Não é, porém, preciso esperar pelo fim do “ponto de situação” que se propõe fazer nos próximos tempos para descobrir o que fará quando deixar de ser assim. "Espero ter a clarividência de perceber que aquilo que eu faço não interessa." Aí, sim, promete parar.

Foto
Marco Duarte

O ciclo A vida, a morte e Canas de Senhorim não fará Nuno Cardoso abandonar a sua actividade como encenador e director do Ao Cabo Teatro. Enquanto se pensa, tem os próximos passos da carreira já planeados. O grande teatro continuará a ser uma das suas áreas de trabalho, mantendo a sua incursão recorrente aos textos de repertório, como O Misantropo de Molière, que vai levar a cena ainda este ano. No próximo ano, Cardoso regressará aos dramaturgos russos, com Os Veraneantes, de Máximo Gorki, ao mesmo tempo que pretende visitar a primeira tragédia clássica portuguesa, A Castro, escrita por António Ferreira no século XVI.
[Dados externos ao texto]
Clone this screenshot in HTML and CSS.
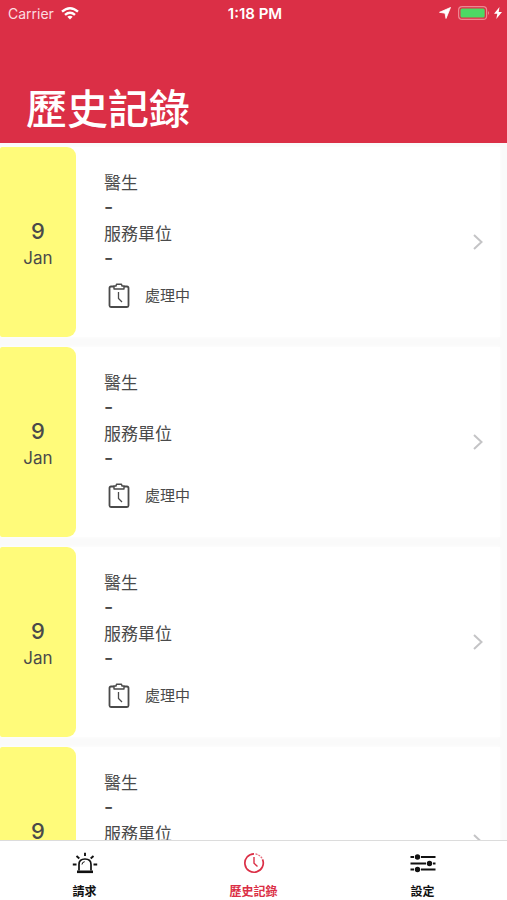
FILE: index.html
```html
<!DOCTYPE html>
<html lang="zh-Hant">
<head>
<meta charset="utf-8">
<meta name="viewport" content="width=device-width, initial-scale=1">
<title>歷史記錄</title>
<link rel="stylesheet" href="styles.css">
</head>
<body>
<svg class="sprite" aria-hidden="true">
  <symbol id="clipboard" viewBox="0 0 22 26">
    <path d="M6 3.500H3Q1.500 3.500 1.500 5V22.500Q1.500 24 3 24H19Q20.500 24 20.500 22.500V5Q20.500 3.500 19 3.500H16" fill="none" stroke="currentColor" stroke-width="1.800"/>
    <path d="M6 6V3H8L8.500 1.200H13.500L14 3H16V6Z" fill="none" stroke="currentColor" stroke-width="1.400" stroke-linejoin="round"/>
    <path d="M10.500 9V15.500L14 19" fill="none" stroke="currentColor" stroke-width="1.300"/>
  </symbol>
  <symbol id="chevron" viewBox="0 0 12 18">
    <path d="M2 2L9.500 9L2 16" fill="none" stroke="currentColor" stroke-width="2"/>
  </symbol>
</svg>

<header class="header">
  <div class="status">
    <div class="status-left">
      <span>Carrier</span>
      <svg width="18" height="13" viewBox="0 0 18 13" fill="none" stroke="#fff" stroke-width="2.400" aria-hidden="true">
        <path d="M1 4.700Q9-2.200 17 4.700"/>
        <path d="M4 7.900Q9 3.600 14 7.900"/>
        <path d="M6.300 9.800Q9 7.800 11.700 9.800L9 12.600Z" fill="#fff" stroke="none"/>
      </svg>
    </div>
    <time class="status-time">1:18 PM</time>
    <div class="status-right">
      <svg width="12" height="12" viewBox="0 0 12 12" aria-hidden="true"><path d="M11.500 .5L7 11.500L6 6.200L.5 5.300Z" fill="#fff" stroke="#fff" stroke-width=".8" stroke-linejoin="round"/></svg>
      <svg class="battery" width="32" height="14" viewBox="0 0 32 14" aria-hidden="true">
        <rect x=".6" y=".6" width="28" height="12.800" rx="3.500" fill="none" stroke="#ed8792" stroke-width="1.200"/>
        <rect x="2.500" y="2.500" width="24.200" height="9" rx="1.500" fill="#4cd964"/>
        <path d="M30 5Q32 7 30 9Z" fill="#ed8792"/>
      </svg>
      <svg width="8" height="12" viewBox="0 0 8 12" aria-hidden="true"><path d="M5.500 0L0 6.800H3.300L2.300 12L8 5H4.700Z" fill="#fff"/></svg>
    </div>
  </div>
  <h1 class="title">歷史記錄</h1>
</header>

<main class="list">
  <a class="card" href="#record-1">
    <span class="date"><span class="day">9</span><span class="month">Jan</span></span>
    <span class="details">
      <span class="line">醫生</span><span class="value">-</span>
      <span class="line">服務單位</span><span class="value">-</span>
      <span class="state"><svg width="22" height="26" aria-hidden="true"><use href="#clipboard"/></svg>處理中</span>
    </span>
    <svg class="chevron" width="12" height="18" aria-hidden="true"><use href="#chevron"/></svg>
  </a>
  <a class="card" href="#record-2">
    <span class="date"><span class="day">9</span><span class="month">Jan</span></span>
    <span class="details">
      <span class="line">醫生</span><span class="value">-</span>
      <span class="line">服務單位</span><span class="value">-</span>
      <span class="state"><svg width="22" height="26" aria-hidden="true"><use href="#clipboard"/></svg>處理中</span>
    </span>
    <svg class="chevron" width="12" height="18" aria-hidden="true"><use href="#chevron"/></svg>
  </a>
  <a class="card" href="#record-3">
    <span class="date"><span class="day">9</span><span class="month">Jan</span></span>
    <span class="details">
      <span class="line">醫生</span><span class="value">-</span>
      <span class="line">服務單位</span><span class="value">-</span>
      <span class="state"><svg width="22" height="26" aria-hidden="true"><use href="#clipboard"/></svg>處理中</span>
    </span>
    <svg class="chevron" width="12" height="18" aria-hidden="true"><use href="#chevron"/></svg>
  </a>
  <a class="card" href="#record-4">
    <span class="date"><span class="day">9</span><span class="month">Jan</span></span>
    <span class="details">
      <span class="line">醫生</span><span class="value">-</span>
      <span class="line">服務單位</span><span class="value">-</span>
      <span class="state"><svg width="22" height="26" aria-hidden="true"><use href="#clipboard"/></svg>處理中</span>
    </span>
    <svg class="chevron" width="12" height="18" aria-hidden="true"><use href="#chevron"/></svg>
  </a>
</main>

<nav class="tabs">
  <a class="tab" href="#request">
    <svg width="26" height="22" viewBox="0 0 26 22" fill="none" stroke="currentColor" aria-hidden="true">
      <path d="M7 18.500V12.500Q7 7 13 7Q19 7 19 12.500V18.500" stroke-width="1.700"/>
      <path d="M5 19.800H21" stroke-width="2.600"/>
      <path d="M10 12.500Q10 10 12.700 9.700" stroke-width="1"/>
      <path d="M13 .8V4M4.500 4L7.300 6.500M21.500 4L18.700 6.500M.8 12.500H4.500M21.500 12.500H25.200" stroke-width="1.900"/>
    </svg>
    <span>請求</span>
  </a>
  <a class="tab active" href="#history" aria-current="page">
    <svg width="26" height="22" viewBox="0 0 26 22" fill="none" stroke="currentColor" aria-hidden="true">
      <path d="M13 1.800A9.200 9.200 0 1 0 21.500 7.300" stroke-width="1.700"/>
      <path d="M14.500 1.900Q19 3 21.200 6.500" stroke-width="1.300" stroke-dasharray="2 1" opacity=".7"/>
      <path d="M13 5V11.200L16.500 14.500" stroke-width="1.400"/>
    </svg>
    <span>歷史記錄</span>
  </a>
  <a class="tab" href="#settings">
    <svg width="26" height="22" viewBox="0 0 26 22" stroke="currentColor" aria-hidden="true">
      <path d="M.5 5H4M11 5H25.500M.5 11.500H16M23 11.500H25.500M.5 17.500H4M11 17.500H25.500" stroke-width="1.800"/>
      <g fill="currentColor" stroke="none"><circle cx="7.500" cy="5" r="2.700"/><circle cx="19.500" cy="11.500" r="2.700"/><circle cx="7.500" cy="17.500" r="2.700"/></g>
    </svg>
    <span>設定</span>
  </a>
</nav>
</body>
</html>
```
FILE: styles.css
```css
* {
  box-sizing: border-box;
}

body {
  display: flex;
  flex-direction: column;
  height: 100vh;
  margin: 0;
  background: #fafafa;
  color: #4a4a4a;
  font-family: Inter, "Noto Sans CJK TC", sans-serif;
}

a {
  color: inherit;
  text-decoration: none;
}

svg {
  display: block;
  flex: none;
}

.sprite {
  position: absolute;
  width: 0;
  height: 0;
}

.header {
  flex: none;
  padding-bottom: 4px;
  background: #db2f46;
  color: #fff;
}

.status {
  display: grid;
  grid-template-columns: 1fr auto 1fr;
  align-items: center;
  height: 26px;
  padding: 0 5px 0 8px;
  font-size: 14px;
}

.status-left,
.status-right {
  display: flex;
  align-items: center;
  gap: 7px;
}

.status-left {
  color: #fbdde1;
}

.status-right {
  justify-content: flex-end;
}

.battery {
  margin-right: -3px;
}

.status-time {
  font-size: 15px;
  font-weight: 600;
}

.title {
  margin: 53px 0 0;
  padding-left: 26px;
  font-size: 41px;
  font-weight: 500;
  line-height: 60px;
}

.list {
  display: flex;
  flex: 1;
  flex-direction: column;
  gap: 10px;
  min-height: 0;
  padding: 4px 7px 0 0;
  overflow: hidden;
}

.card {
  display: flex;
  flex: none;
  align-items: center;
  min-height: 190px;
  padding-right: 16px;
  background: #fff;
  box-shadow: 0 0 4px #fff;
}

.date {
  display: flex;
  flex-direction: column;
  align-items: center;
  align-self: stretch;
  justify-content: center;
  width: 76px;
  padding-top: 4px;
  border-radius: 2px 9px 9px 2px;
  background: #fffb7a;
}

.day {
  font-size: 22px;
  font-weight: 500;
  line-height: 28px;
}

.month {
  font-size: 17px;
  line-height: 26px;
}

.details {
  display: flex;
  flex: 1;
  flex-direction: column;
  padding: 0 0 4px 28px;
}

.line {
  font-size: 17px;
  line-height: 26px;
}

.value {
  margin-bottom: 3px;
  font-size: 20px;
  font-weight: 500;
  line-height: 22px;
}

.state {
  display: flex;
  align-items: center;
  gap: 15px;
  margin-top: 10px;
  padding-left: 4px;
  font-size: 15px;
  line-height: 28px;
}

.chevron {
  color: #c4c4c6;
}

.tabs {
  display: grid;
  flex: none;
  grid-template-columns: repeat(3, 1fr);
  border-top: 1px solid #dcdcdc;
  background: #fff;
  color: #111;
}

.tab {
  display: flex;
  flex-direction: column;
  align-items: center;
  gap: 9px;
  padding: 11px 0 0;
  font-size: 12px;
  font-weight: 700;
  line-height: 17px;
}

.active {
  color: #db2f46;
}
```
Isto é o que está no plano. Mas entre o planeamento e aquilo que realmente acontece vai “uma grande distância”, responde Nuno Cardoso, quando questionado sobre a possibilidade de voltar a assumir um cargo de direcção de uma estrutura cultural. Não seria a primeira vez. Entre 1998 e 2007 dirigiu o Teatro Carlos Alberto, no Porto. Nos últimos anos, tem colaborado com o Teatro Municipal de Felgueiras, o que lhe tem permitido conhecer a realidade municipal, bem diferente do trabalho num teatro nacional como a que conhecia anteriormente.

“Qualquer pessoa que já o tenha feito e que dirige uma companhia ou que esteja ligado à realidade cultural e teatral portuguesa tem uma ideia ou um projecto para o sector”, defende Nuno Cardoso. Não fecha a porta a voltar a este tipo de funções. Só que esse não é o seu principal objectivo.